## START Given data

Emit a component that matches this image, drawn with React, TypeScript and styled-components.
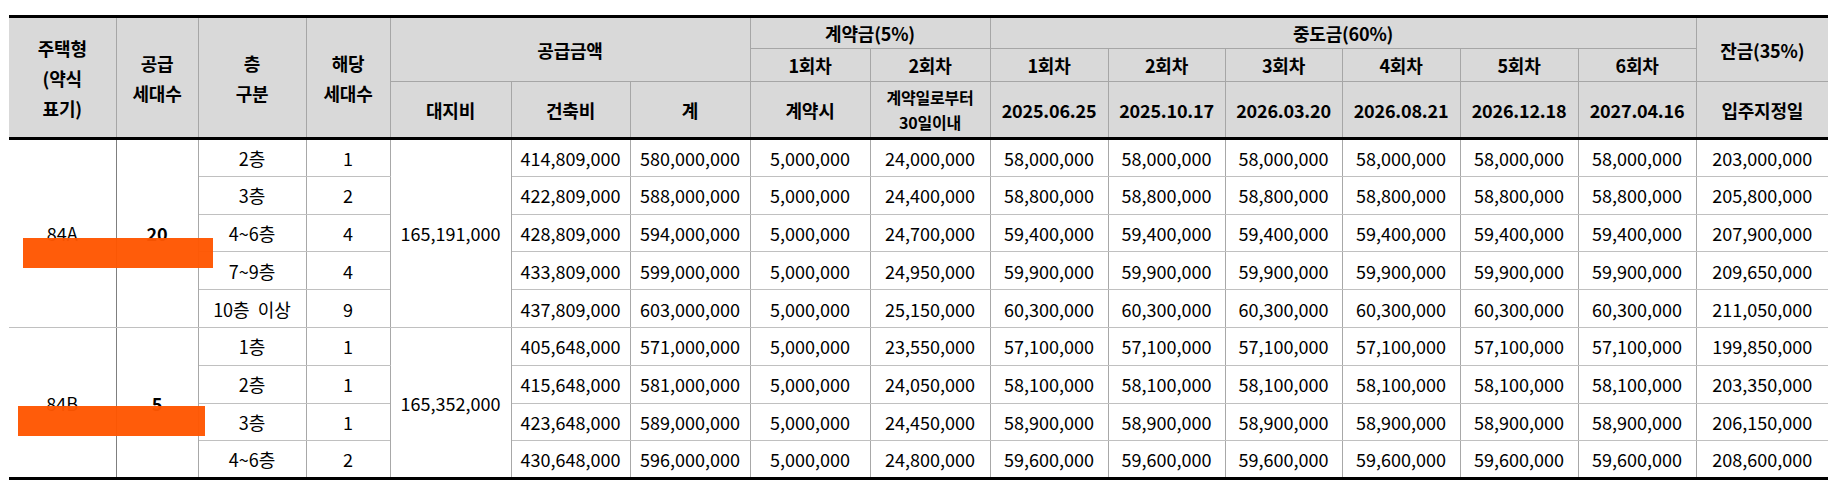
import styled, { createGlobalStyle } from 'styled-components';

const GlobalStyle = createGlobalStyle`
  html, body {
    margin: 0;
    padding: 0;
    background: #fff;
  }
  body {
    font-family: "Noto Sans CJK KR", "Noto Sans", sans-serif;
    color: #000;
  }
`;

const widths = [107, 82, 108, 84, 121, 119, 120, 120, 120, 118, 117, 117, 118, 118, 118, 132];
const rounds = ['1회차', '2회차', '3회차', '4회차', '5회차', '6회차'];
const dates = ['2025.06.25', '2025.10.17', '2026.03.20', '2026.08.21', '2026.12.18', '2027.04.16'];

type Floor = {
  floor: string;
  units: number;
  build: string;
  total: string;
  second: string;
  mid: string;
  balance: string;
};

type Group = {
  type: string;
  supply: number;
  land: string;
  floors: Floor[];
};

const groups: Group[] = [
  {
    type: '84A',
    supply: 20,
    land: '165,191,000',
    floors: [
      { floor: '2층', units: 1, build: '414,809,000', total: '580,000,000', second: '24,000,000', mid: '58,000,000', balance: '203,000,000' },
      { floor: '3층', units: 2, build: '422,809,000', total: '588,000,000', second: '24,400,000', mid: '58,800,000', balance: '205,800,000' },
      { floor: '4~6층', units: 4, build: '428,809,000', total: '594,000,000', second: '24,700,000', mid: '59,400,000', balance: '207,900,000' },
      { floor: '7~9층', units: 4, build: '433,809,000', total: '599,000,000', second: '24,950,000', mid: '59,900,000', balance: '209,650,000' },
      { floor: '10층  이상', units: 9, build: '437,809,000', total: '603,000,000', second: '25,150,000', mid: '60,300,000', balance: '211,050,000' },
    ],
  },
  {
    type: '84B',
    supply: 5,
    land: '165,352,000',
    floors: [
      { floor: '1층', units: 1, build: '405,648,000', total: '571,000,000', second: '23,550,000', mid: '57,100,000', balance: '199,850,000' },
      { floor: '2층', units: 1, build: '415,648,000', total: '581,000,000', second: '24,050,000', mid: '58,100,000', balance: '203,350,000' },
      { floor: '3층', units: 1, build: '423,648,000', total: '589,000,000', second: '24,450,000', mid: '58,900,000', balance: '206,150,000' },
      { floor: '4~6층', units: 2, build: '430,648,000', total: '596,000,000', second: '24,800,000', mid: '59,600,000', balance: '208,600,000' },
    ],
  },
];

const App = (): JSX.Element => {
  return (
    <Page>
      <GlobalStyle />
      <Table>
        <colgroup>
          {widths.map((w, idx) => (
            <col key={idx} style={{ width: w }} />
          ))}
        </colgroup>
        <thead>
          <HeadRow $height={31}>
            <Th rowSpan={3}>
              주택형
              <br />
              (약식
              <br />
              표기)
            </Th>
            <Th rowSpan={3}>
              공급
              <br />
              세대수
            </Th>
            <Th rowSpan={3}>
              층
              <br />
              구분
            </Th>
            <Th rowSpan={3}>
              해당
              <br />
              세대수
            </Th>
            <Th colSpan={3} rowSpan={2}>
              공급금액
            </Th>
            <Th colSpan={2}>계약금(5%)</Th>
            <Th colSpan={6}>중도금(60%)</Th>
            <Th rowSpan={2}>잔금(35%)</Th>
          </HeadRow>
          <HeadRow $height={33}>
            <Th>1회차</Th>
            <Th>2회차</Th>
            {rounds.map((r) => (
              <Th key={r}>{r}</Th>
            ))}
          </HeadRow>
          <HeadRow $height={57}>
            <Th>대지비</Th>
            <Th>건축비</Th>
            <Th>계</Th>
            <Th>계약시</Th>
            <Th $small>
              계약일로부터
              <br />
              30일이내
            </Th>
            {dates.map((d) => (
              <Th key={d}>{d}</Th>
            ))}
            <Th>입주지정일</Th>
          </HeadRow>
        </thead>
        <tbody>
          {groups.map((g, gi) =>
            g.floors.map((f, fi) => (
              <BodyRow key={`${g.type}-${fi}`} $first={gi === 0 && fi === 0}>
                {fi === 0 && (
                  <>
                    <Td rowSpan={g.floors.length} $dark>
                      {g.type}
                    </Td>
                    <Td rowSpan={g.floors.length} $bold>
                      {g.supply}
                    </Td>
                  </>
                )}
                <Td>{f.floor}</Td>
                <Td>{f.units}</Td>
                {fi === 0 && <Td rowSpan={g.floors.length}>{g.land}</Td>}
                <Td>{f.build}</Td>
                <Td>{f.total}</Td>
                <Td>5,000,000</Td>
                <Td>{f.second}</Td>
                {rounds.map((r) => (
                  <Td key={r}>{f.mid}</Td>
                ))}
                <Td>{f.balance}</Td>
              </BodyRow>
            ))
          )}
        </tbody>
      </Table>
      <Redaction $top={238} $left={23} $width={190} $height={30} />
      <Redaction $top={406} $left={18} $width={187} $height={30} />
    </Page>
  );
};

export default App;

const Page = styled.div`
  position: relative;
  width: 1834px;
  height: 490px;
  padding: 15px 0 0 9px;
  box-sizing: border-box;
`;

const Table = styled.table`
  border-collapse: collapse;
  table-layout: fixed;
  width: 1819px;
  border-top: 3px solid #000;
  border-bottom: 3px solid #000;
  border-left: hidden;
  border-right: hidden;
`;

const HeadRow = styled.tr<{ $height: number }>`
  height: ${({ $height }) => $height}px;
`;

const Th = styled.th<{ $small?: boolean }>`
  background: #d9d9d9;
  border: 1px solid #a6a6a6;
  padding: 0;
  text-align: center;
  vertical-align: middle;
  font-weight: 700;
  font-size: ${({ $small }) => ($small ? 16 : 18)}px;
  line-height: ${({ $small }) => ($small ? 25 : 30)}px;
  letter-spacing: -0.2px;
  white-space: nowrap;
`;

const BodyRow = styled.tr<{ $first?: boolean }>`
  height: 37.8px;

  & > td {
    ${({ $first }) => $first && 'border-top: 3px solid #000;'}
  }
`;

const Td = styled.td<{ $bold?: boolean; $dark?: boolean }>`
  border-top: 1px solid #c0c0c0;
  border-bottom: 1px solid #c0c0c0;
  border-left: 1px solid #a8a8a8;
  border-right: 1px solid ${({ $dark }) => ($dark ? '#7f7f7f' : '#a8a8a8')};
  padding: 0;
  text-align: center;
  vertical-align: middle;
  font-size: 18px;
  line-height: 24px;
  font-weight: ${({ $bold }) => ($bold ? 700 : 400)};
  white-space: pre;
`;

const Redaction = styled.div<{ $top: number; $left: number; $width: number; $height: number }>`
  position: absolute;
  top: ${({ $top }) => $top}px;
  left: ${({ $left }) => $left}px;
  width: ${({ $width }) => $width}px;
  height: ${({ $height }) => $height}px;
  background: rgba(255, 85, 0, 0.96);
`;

## END Given data

◆ Written instruction ◆
Give solely the number of lines in the data that contain the string "components".

◆ The output ◆
2